Front-end source files
>>>>>
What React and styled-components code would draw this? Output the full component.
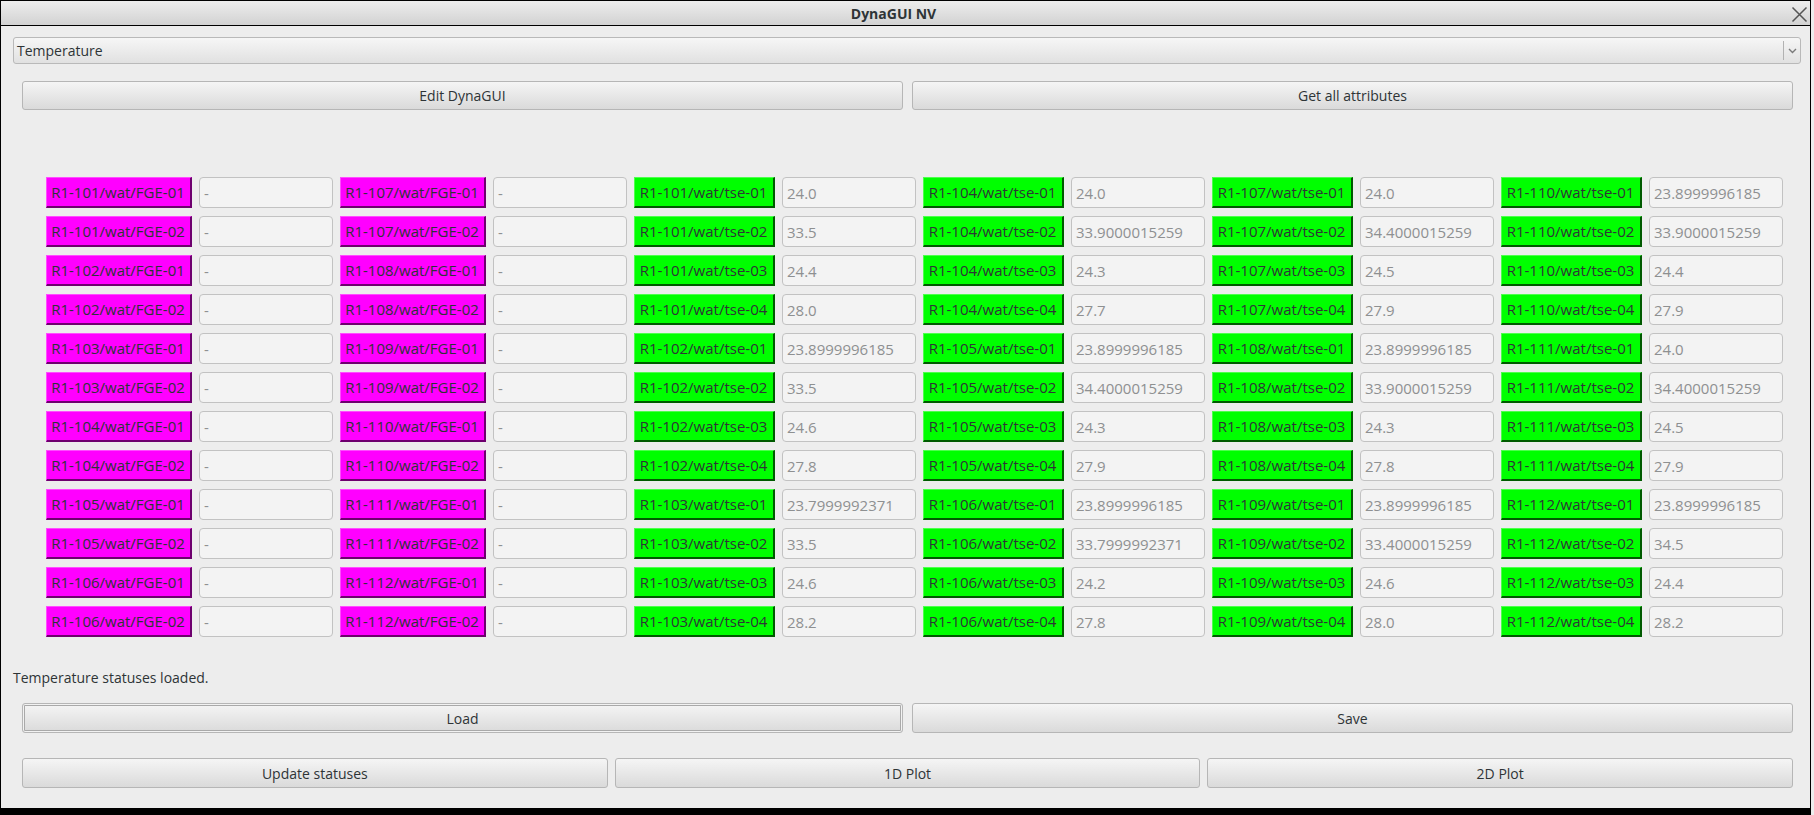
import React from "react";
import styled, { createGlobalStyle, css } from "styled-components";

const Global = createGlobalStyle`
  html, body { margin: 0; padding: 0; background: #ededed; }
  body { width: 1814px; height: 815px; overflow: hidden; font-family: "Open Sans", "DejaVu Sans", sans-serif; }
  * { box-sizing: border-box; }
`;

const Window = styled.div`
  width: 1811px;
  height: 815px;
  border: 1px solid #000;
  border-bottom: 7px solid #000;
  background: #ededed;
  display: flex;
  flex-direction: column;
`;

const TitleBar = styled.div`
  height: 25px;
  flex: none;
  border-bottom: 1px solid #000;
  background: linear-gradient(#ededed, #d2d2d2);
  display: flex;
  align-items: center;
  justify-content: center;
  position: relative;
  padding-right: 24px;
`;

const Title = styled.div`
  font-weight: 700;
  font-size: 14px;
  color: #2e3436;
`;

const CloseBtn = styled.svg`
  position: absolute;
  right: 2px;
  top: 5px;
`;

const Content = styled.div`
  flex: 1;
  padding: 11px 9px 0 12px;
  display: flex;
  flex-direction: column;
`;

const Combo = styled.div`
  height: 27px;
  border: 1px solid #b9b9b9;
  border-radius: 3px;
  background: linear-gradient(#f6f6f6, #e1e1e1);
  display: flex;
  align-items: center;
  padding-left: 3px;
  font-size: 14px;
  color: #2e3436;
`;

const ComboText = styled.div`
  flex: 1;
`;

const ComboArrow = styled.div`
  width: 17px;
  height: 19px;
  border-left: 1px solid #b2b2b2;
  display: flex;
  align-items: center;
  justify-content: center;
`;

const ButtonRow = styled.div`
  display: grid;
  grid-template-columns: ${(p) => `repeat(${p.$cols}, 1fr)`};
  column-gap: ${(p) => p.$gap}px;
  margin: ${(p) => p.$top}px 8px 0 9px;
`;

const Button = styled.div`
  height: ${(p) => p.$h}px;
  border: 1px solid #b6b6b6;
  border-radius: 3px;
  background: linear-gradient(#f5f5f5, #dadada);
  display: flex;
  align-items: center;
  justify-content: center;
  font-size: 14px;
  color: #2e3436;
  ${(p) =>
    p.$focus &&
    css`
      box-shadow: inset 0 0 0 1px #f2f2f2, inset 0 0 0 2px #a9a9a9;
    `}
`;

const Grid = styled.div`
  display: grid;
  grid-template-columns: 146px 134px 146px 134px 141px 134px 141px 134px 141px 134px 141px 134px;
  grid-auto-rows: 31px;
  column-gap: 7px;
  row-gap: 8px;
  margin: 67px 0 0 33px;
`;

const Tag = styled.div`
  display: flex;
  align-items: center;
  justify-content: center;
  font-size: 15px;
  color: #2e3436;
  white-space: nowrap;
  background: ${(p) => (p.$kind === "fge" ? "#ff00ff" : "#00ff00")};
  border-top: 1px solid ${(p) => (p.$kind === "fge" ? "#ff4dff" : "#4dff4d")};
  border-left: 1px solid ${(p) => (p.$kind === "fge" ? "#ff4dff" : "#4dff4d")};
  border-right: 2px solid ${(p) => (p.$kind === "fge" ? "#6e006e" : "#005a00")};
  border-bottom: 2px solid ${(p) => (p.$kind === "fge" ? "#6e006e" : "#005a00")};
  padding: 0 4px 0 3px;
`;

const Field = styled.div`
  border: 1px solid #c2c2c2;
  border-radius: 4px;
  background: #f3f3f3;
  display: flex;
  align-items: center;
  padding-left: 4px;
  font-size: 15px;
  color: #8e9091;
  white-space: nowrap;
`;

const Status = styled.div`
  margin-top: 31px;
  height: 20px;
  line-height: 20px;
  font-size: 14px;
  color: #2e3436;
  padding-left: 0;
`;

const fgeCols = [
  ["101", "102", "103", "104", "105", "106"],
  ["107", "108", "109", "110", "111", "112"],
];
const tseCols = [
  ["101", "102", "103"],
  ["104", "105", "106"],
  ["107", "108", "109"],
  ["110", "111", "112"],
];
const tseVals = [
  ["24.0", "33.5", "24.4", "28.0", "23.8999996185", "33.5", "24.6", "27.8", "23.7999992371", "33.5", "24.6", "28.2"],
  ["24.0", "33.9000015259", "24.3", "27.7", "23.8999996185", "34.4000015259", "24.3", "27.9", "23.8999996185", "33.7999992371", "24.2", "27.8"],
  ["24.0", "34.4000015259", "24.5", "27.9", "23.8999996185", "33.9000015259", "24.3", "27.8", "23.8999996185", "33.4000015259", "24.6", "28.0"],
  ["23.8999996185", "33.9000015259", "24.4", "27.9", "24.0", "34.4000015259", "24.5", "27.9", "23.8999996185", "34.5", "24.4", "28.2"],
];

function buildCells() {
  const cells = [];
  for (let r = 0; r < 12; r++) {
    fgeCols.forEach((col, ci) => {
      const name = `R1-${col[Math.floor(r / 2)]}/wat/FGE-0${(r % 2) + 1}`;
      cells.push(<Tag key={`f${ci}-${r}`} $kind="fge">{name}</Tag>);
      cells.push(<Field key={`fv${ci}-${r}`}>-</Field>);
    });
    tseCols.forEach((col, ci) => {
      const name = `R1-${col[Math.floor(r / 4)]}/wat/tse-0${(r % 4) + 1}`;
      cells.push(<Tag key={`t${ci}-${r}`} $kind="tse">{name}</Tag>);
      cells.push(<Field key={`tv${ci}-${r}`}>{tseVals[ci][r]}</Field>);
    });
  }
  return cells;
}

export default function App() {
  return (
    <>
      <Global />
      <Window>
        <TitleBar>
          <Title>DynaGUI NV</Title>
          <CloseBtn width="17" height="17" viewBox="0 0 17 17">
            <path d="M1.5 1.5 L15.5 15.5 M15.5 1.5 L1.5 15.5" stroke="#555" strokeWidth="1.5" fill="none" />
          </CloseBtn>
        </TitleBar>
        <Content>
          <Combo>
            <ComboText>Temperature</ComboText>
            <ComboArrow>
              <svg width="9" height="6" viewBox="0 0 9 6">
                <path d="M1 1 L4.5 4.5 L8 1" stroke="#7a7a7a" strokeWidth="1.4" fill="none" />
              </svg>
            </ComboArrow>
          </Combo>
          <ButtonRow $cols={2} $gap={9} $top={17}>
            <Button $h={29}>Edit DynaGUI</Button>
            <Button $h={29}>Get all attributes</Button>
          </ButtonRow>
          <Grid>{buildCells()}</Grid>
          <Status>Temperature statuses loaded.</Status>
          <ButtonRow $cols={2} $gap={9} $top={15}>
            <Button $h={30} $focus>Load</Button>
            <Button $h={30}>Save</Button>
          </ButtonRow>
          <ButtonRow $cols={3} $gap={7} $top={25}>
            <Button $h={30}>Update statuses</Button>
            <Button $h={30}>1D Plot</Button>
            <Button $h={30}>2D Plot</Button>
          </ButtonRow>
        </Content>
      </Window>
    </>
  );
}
<<<<<
>>>>>
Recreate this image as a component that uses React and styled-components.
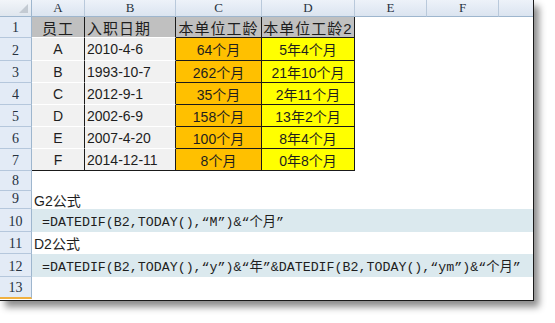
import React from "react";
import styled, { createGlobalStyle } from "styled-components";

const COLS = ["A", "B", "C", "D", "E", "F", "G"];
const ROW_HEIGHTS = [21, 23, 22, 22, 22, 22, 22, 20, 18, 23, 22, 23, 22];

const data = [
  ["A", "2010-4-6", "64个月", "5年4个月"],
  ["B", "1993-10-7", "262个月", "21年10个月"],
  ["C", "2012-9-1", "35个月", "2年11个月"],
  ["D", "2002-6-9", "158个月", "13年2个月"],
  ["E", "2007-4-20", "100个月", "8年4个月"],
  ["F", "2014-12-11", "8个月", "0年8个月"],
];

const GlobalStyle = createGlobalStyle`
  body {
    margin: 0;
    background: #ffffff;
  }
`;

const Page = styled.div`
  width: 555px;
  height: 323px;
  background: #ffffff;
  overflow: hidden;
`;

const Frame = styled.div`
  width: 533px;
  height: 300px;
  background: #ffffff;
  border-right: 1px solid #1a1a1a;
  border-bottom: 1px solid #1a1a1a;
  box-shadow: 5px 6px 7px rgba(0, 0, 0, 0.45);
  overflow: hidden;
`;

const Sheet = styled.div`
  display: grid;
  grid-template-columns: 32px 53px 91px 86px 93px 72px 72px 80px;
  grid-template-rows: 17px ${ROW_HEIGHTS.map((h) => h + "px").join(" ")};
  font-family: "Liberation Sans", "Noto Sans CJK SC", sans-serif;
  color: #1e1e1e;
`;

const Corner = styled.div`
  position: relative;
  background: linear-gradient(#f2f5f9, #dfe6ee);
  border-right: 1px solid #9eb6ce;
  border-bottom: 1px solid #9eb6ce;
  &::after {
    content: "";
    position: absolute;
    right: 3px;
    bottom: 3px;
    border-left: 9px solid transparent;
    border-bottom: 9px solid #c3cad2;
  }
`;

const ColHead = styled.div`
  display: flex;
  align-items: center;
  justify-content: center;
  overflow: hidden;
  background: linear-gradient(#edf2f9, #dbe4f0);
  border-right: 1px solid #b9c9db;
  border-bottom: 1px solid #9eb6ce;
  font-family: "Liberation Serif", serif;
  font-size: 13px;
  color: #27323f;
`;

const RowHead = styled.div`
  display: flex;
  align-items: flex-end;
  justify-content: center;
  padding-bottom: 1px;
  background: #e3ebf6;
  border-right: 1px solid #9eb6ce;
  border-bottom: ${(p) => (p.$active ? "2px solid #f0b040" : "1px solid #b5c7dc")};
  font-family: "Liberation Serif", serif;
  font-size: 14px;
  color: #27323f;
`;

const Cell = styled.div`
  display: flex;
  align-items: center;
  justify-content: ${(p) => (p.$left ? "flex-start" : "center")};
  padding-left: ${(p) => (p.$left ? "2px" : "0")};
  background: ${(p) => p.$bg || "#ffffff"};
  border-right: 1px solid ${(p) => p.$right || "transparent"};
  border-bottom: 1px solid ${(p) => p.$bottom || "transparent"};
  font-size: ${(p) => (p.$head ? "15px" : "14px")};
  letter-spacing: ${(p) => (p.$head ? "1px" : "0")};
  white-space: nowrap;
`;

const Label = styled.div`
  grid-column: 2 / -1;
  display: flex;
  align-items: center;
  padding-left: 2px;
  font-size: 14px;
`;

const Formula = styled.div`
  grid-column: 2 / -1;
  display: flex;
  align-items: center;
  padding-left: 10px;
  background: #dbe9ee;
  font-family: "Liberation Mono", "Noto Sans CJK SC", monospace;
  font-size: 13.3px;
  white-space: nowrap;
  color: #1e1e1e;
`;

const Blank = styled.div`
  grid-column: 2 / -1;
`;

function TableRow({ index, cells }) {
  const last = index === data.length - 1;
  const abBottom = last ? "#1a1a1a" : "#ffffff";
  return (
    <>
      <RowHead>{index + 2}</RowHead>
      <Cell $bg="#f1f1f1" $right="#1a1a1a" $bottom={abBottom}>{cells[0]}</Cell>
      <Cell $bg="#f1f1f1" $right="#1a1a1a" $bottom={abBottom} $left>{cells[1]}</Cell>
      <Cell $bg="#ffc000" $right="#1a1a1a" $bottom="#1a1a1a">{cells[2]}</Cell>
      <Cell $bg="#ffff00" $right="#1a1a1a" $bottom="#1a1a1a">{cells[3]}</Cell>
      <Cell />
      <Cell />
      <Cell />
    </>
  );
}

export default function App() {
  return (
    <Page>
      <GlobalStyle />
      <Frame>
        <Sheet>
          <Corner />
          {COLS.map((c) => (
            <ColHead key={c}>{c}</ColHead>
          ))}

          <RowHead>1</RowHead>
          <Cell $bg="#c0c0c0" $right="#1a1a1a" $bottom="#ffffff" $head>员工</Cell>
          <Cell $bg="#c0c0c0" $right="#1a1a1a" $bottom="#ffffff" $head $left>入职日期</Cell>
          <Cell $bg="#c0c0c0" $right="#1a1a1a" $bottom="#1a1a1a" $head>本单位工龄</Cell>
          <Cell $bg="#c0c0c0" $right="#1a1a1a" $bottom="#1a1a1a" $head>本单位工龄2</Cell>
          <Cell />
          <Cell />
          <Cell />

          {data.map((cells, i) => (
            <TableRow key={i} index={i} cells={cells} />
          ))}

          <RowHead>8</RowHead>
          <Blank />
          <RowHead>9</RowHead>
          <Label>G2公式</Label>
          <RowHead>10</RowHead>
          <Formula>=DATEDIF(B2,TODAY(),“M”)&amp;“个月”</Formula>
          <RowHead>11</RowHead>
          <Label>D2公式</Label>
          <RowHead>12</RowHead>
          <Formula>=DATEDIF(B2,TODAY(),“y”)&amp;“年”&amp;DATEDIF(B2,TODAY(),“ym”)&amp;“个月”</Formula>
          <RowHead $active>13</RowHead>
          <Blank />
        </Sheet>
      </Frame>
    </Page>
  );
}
<<<<<
Everything from the line with "Recreate this image" down to the line with "22, 23, 22];" in the data above should be copied exactly, with both end lines kept and the pictures left out.

## Answer
Recreate this image as a component that uses React and styled-components.
import React from "react";
import styled, { createGlobalStyle } from "styled-components";

const COLS = ["A", "B", "C", "D", "E", "F", "G"];
const ROW_HEIGHTS = [21, 23, 22, 22, 22, 22, 22, 20, 18, 23, 22, 23, 22];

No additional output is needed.